The ultimate example, of course, is the Empire’s capital, “Eternal Calmiríë, the jewel at the heart of the World”, founded back in the day by Alphas I Amanyr and Seledíë III Selequelios, such that neither existing pre-Imperial capital would have priority over the other. Founded – and bear in mind this was well before the local Industrial Revolution – using the simple principle of going to the biggest damn mountain on the Cestian continent, and saying, “That? Right there? Make it a city.”

Note: not build a city on it. Not even build a city in it, although both of those things happened as part of the project. Turn the entire mountain above and below into a city, complete with all the soaring towers, shining buildings, garden parks, multi-hundred-foot-high statues, fountains, waterfalls, monuments, promenades, giant Tesla coils, shining aureoles of fey light, etc., etc., to be expected of the stone upon which the Dragon Throne rests, the temple of unsurpassed grace and shining beauty, the seat of wisdom ever-growing and power never-failing, and so on and so forth.

Alphas and Seledíë were many things, but small thinkers was not one of them.
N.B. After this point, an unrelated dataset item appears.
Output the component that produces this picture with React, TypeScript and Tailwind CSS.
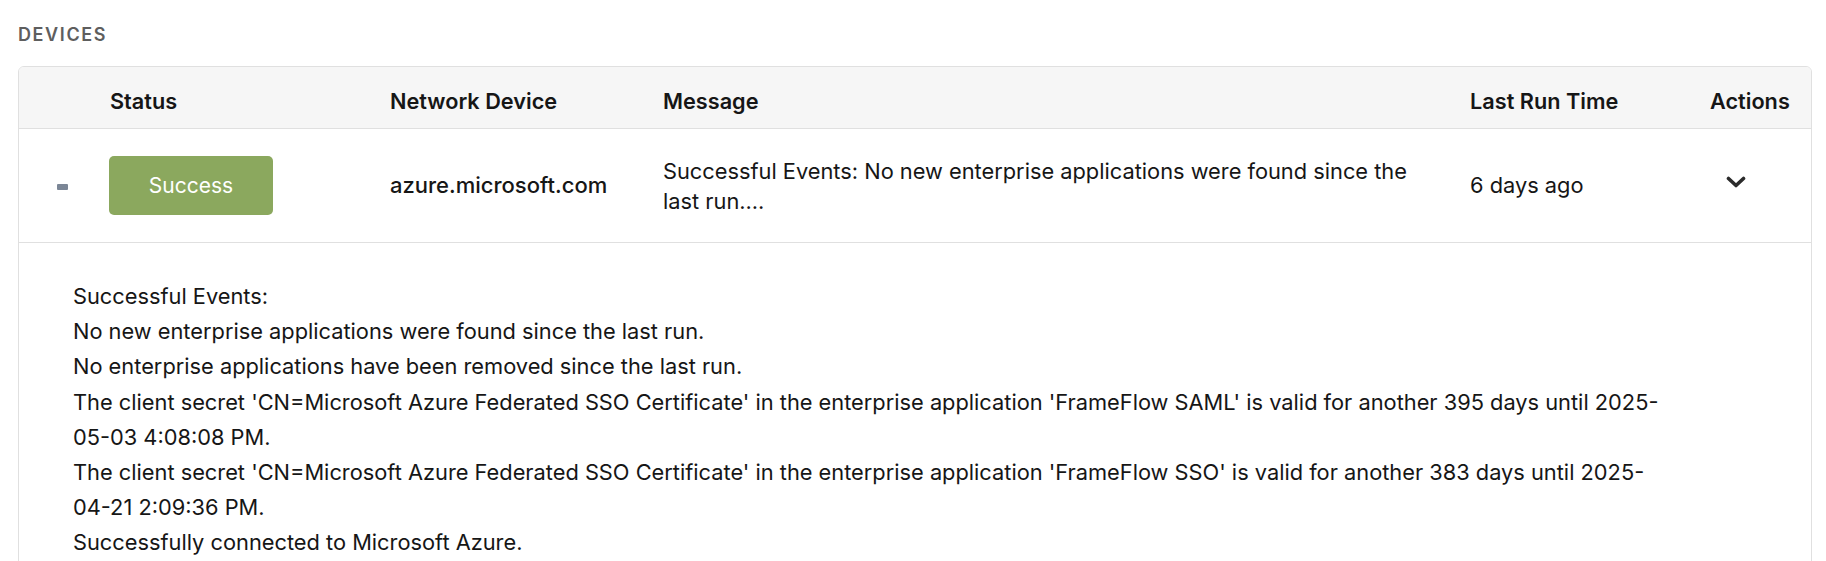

Especially since, you may note, they had very good reasons to build a capital that could out-impress everyone, everywhere, anywhen.

So returning to the general case, sort of like this:


(The above is an Nvidia test image, named “Complex at the Center of the Universe”, about which the TV Tropes page cross-links to Your Head A Splode. It’s worth clicking through to the full-size image and appreciating all the little details.

This is relevant, in particular, because it would be entirely accurate and unexaggerated to say that your modern Imperial city planner or arcology designer will look at this and thing, “Hm. Not bad. A little modest, but a good place to start.”)

1. And the reality behind those visible manifestations, of course. It would be hurtfully inaccurate to say that the great and near-great worked so hard to abolish poverty just because it offended their sensitive souls to have to look at it, or rather put up with the knowledge that it existed in their personal universes. But it was a nice bonus.